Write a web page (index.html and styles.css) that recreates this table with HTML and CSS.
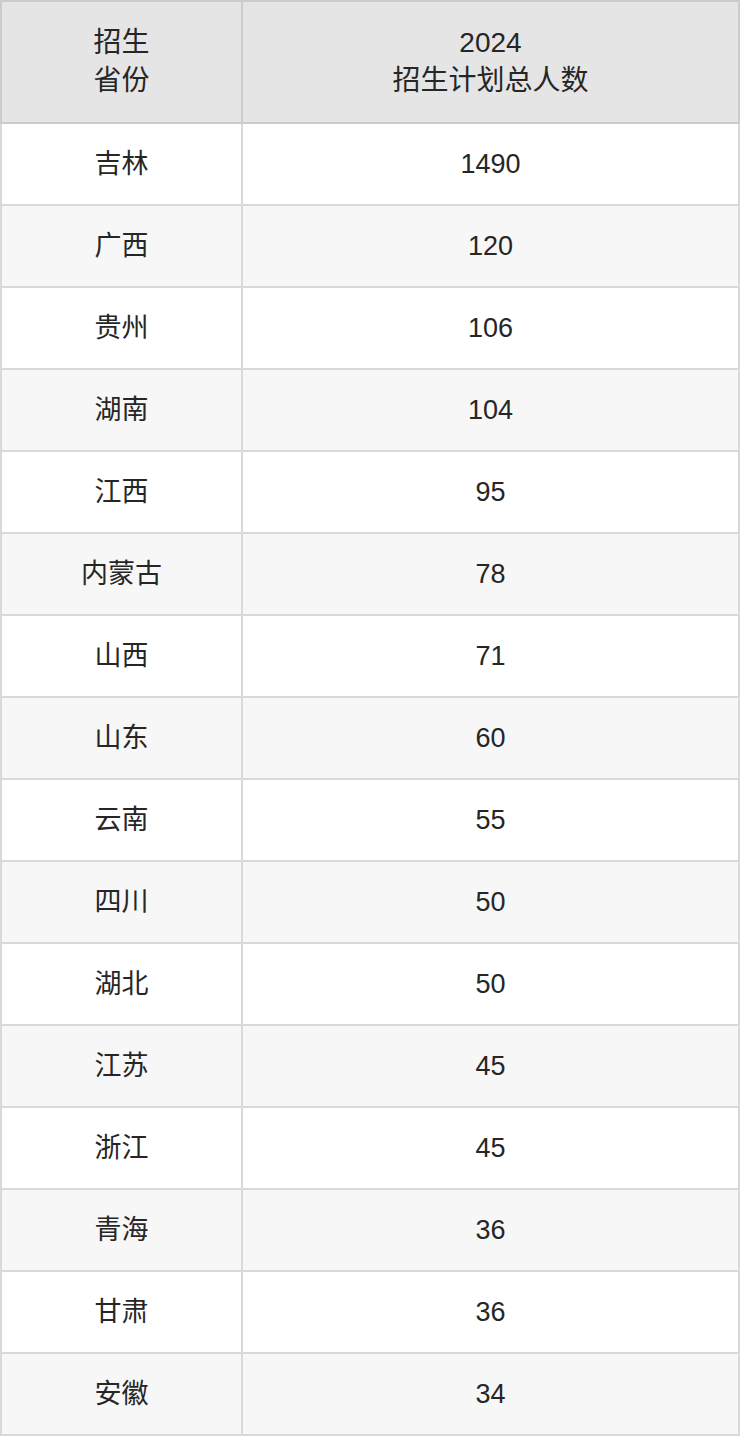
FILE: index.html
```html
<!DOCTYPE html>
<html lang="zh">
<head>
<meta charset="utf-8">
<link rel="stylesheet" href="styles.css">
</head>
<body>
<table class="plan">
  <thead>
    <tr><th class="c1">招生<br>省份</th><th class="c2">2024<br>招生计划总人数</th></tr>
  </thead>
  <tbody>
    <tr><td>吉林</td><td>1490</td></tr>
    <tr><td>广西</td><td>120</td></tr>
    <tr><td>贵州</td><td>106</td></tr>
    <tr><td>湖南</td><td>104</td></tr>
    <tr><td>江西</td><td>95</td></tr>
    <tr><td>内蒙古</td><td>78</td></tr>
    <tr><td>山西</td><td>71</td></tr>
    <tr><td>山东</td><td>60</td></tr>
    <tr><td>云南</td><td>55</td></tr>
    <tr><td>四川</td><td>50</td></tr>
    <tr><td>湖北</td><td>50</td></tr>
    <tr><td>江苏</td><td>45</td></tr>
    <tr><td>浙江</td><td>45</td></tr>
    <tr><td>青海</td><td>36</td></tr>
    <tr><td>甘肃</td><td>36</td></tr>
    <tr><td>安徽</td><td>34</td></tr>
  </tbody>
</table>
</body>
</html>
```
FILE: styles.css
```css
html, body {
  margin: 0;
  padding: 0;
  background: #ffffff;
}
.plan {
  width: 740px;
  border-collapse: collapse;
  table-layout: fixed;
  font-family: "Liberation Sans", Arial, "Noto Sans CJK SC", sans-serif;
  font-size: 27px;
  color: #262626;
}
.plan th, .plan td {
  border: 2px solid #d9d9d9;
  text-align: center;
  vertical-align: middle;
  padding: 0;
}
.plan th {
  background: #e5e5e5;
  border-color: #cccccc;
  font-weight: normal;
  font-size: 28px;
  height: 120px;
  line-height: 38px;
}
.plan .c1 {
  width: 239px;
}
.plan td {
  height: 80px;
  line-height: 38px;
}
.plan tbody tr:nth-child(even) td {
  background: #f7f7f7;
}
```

_GIVEN INSTRUCTION_
Print the listing above in full, exactly as written. Omit any pictures.

_THE SOLUTION_
Write a web page (index.html and styles.css) that recreates this table with HTML and CSS.
FILE: index.html
```html
<!DOCTYPE html>
<html lang="zh">
<head>
<meta charset="utf-8">
<link rel="stylesheet" href="styles.css">
</head>
<body>
<table class="plan">
  <thead>
    <tr><th class="c1">招生<br>省份</th><th class="c2">2024<br>招生计划总人数</th></tr>
  </thead>
  <tbody>
    <tr><td>吉林</td><td>1490</td></tr>
    <tr><td>广西</td><td>120</td></tr>
    <tr><td>贵州</td><td>106</td></tr>
    <tr><td>湖南</td><td>104</td></tr>
    <tr><td>江西</td><td>95</td></tr>
    <tr><td>内蒙古</td><td>78</td></tr>
    <tr><td>山西</td><td>71</td></tr>
    <tr><td>山东</td><td>60</td></tr>
    <tr><td>云南</td><td>55</td></tr>
    <tr><td>四川</td><td>50</td></tr>
    <tr><td>湖北</td><td>50</td></tr>
    <tr><td>江苏</td><td>45</td></tr>
    <tr><td>浙江</td><td>45</td></tr>
    <tr><td>青海</td><td>36</td></tr>
    <tr><td>甘肃</td><td>36</td></tr>
    <tr><td>安徽</td><td>34</td></tr>
  </tbody>
</table>
</body>
</html>
```
FILE: styles.css
```css
html, body {
  margin: 0;
  padding: 0;
  background: #ffffff;
}
.plan {
  width: 740px;
  border-collapse: collapse;
  table-layout: fixed;
  font-family: "Liberation Sans", Arial, "Noto Sans CJK SC", sans-serif;
  font-size: 27px;
  color: #262626;
}
.plan th, .plan td {
  border: 2px solid #d9d9d9;
  text-align: center;
  vertical-align: middle;
  padding: 0;
}
.plan th {
  background: #e5e5e5;
  border-color: #cccccc;
  font-weight: normal;
  font-size: 28px;
  height: 120px;
  line-height: 38px;
}
.plan .c1 {
  width: 239px;
}
.plan td {
  height: 80px;
  line-height: 38px;
}
.plan tbody tr:nth-child(even) td {
  background: #f7f7f7;
}
```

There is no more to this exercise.